Good news though!!! I GOT MY RAISE MOTHAFUCKAASSSSS!!!! Maria messaged me today this morning to let me know she spoke to our company rep about getting me a raise, fought for my case and how hard I’ve worked this past year, and I GOT IT!!! I’m so utterly and completely thankful to Maria, the Universe and my rep for this. I put it out there but I didn’t really take it upon myself to manifest or work towards it, and either way it happened. I’m so grateful.
January is slowly coming to its close, so I took a look at my agenda today for the month and you know what? It was actually a pretty busy month, despite the fact that I didn’t really have work! I’ve been out every weekend doing stuff with different people, I’ve gone to like 348394853948 doctor’s appointments and have gone to the hospital 94838534 times and I’ve been keeping up with my classes too, attendance wise.
So I guess it makes sense that I really didn’t get a chance to completely finish my book, or do anything for myself personally (minus the habits I’m trying to implement). Speaking of those – this past weekend I broke my streak pretty badly for my skincare regimen, meditating, AND writing – which are all very important things to me and integral to my own external self-care. That may be a part of why my mood has taken a dip lately too. Also, I don’t remember the last time I’ve done anything by myself, for myself. Like taking myself out to dinner or a movie, or just hiding away somewhere quiet to smoke a joint and listen to music even.
Here’s a new rule I’m going to stick by – for those habits, if I go more than 2-3 days without doing those things, then I’m back to day 1 of the 21-day habit formation phase. I’m not going to consider it towards my 90-day lifestyle check-in if there are periodic breaks in the habit-forming phase. So, yesterday counts as Day 1, which means that Day 21 will be… February 18th, smack dab in the middle of my New Orleans trip.
I meditated while I was in Hawaii and it was great. I have to do the same in NOLA, someway, somehow. That’s where my discipline will be tested the most, I’m sure.

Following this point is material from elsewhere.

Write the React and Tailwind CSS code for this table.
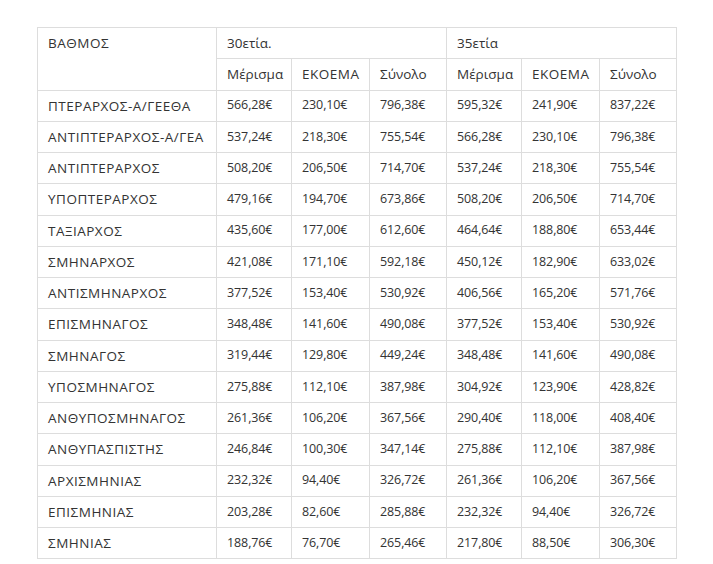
import React from "react";

const rows = [
  ["ΠΤΕΡΑΡΧΟΣ-Α/ΓΕΕΘΑ", "566,28€", "230,10€", "796,38€", "595,32€", "241,90€", "837,22€"],
  ["ΑΝΤΙΠΤΕΡΑΡΧΟΣ-Α/ΓΕΑ", "537,24€", "218,30€", "755,54€", "566,28€", "230,10€", "796,38€"],
  ["ΑΝΤΙΠΤΕΡΑΡΧΟΣ", "508,20€", "206,50€", "714,70€", "537,24€", "218,30€", "755,54€"],
  ["ΥΠΟΠΤΕΡΑΡΧΟΣ", "479,16€", "194,70€", "673,86€", "508,20€", "206,50€", "714,70€"],
  ["ΤΑΞΙΑΡΧΟΣ", "435,60€", "177,00€", "612,60€", "464,64€", "188,80€", "653,44€"],
  ["ΣΜΗΝΑΡΧΟΣ", "421,08€", "171,10€", "592,18€", "450,12€", "182,90€", "633,02€"],
  ["ΑΝΤΙΣΜΗΝΑΡΧΟΣ", "377,52€", "153,40€", "530,92€", "406,56€", "165,20€", "571,76€"],
  ["ΕΠΙΣΜΗΝΑΓΟΣ", "348,48€", "141,60€", "490,08€", "377,52€", "153,40€", "530,92€"],
  ["ΣΜΗΝΑΓΟΣ", "319,44€", "129,80€", "449,24€", "348,48€", "141,60€", "490,08€"],
  ["ΥΠΟΣΜΗΝΑΓΟΣ", "275,88€", "112,10€", "387,98€", "304,92€", "123,90€", "428,82€"],
  ["ΑΝΘΥΠΟΣΜΗΝΑΓΟΣ", "261,36€", "106,20€", "367,56€", "290,40€", "118,00€", "408,40€"],
  ["ΑΝΘΥΠΑΣΠΙΣΤΗΣ", "246,84€", "100,30€", "347,14€", "275,88€", "112,10€", "387,98€"],
  ["ΑΡΧΙΣΜΗΝΙΑΣ", "232,32€", "94,40€", "326,72€", "261,36€", "106,20€", "367,56€"],
  ["ΕΠΙΣΜΗΝΙΑΣ", "203,28€", "82,60€", "285,88€", "232,32€", "94,40€", "326,72€"],
  ["ΣΜΗΝΙΑΣ", "188,76€", "76,70€", "265,46€", "217,80€", "88,50€", "306,30€"],
];

const td = "border border-[#dddddd] pl-[10px] pr-[2px] align-middle whitespace-nowrap overflow-hidden";
const caps = `${td} text-[13.5px] tracking-[0.5px]`;
const lower = `${td} text-[13.5px]`;
const num = `${td} text-[12.5px] tracking-[-0.1px]`;

export default function App() {
  return (
    <div
      className="min-h-[564px] w-[713px] bg-white pl-[37px] pt-[27px] text-[#333333]"
      style={{ fontFamily: "'Open Sans', 'Noto Sans', sans-serif" }}
    >
      <table className="table-fixed border-collapse w-[639px]">
        <colgroup>
          <col className="w-[179px]" />
          <col className="w-[75px]" />
          <col className="w-[78px]" />
          <col className="w-[77px]" />
          <col className="w-[75px]" />
          <col className="w-[78px]" />
          <col className="w-[77px]" />
        </colgroup>
        <tbody>
          <tr className="h-[31.25px]">
            <td rowSpan={2} className={`${caps} !align-top pt-[5px]`}>ΒΑΘΜΟΣ</td>
            <td colSpan={3} className={lower}>30ετία.</td>
            <td colSpan={3} className={lower}>35ετία</td>
          </tr>
          <tr className="h-[31.25px]">
            <td className={lower}>Μέρισμα</td>
            <td className={caps}>ΕΚΟΕΜΑ</td>
            <td className={lower}>Σύνολο</td>
            <td className={lower}>Μέρισμα</td>
            <td className={caps}>ΕΚΟΕΜΑ</td>
            <td className={lower}>Σύνολο</td>
          </tr>
          {rows.map((r) => (
            <tr key={r[0]} className="h-[31.25px]">
              {r.map((c, i) => (
                <td key={i} className={i === 0 ? caps : num}>{c}</td>
              ))}
            </tr>
          ))}
        </tbody>
      </table>
    </div>
  );
}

If Adrian can get up in the middle of watching a movie with me to do sit-up’s and push-up’s because he missed a day at the gym (which I admire the hell out of – his discipline is incredible, honestly), I sure as hell can train myself to NEED meditation and have these logs be a natural urge than a forced impulse. I can do this.
Well, that’s all for today! I’ll write tomorrow after my exam… wish me luck? Heh.
Oh wait – my CAT scan went well today! It was a little nerve-wracking at first because they left me with a needle and a tube in my arm for like an hour and MAN despite the amount of tattoos I have, I DO NOT like needles. And then when they put me into the machine, I had to calm myself down by focusing on my breathing because I wasn’t allowed to move or open my eyes for the duration of the scan. I could feel the moment they started pumping the contrast ink into bloodstream through the IV, it was such a weird feeling! But at least that’s over with now.
I hope these last rounds of testing will be the last I have to go to the doctor’s/hospital. My nodes swelling have gone down so much (thank goodness) and I rarely get the fatigue/chills anymore. Now it’s just a matter of figuring out what the heck happened/is happening and moving forward from there.
All good stuff! Lots to look forward to, plenty to do, lots of good to come. And right now, right here in this moment, all is well, and that’s all I can really ask for.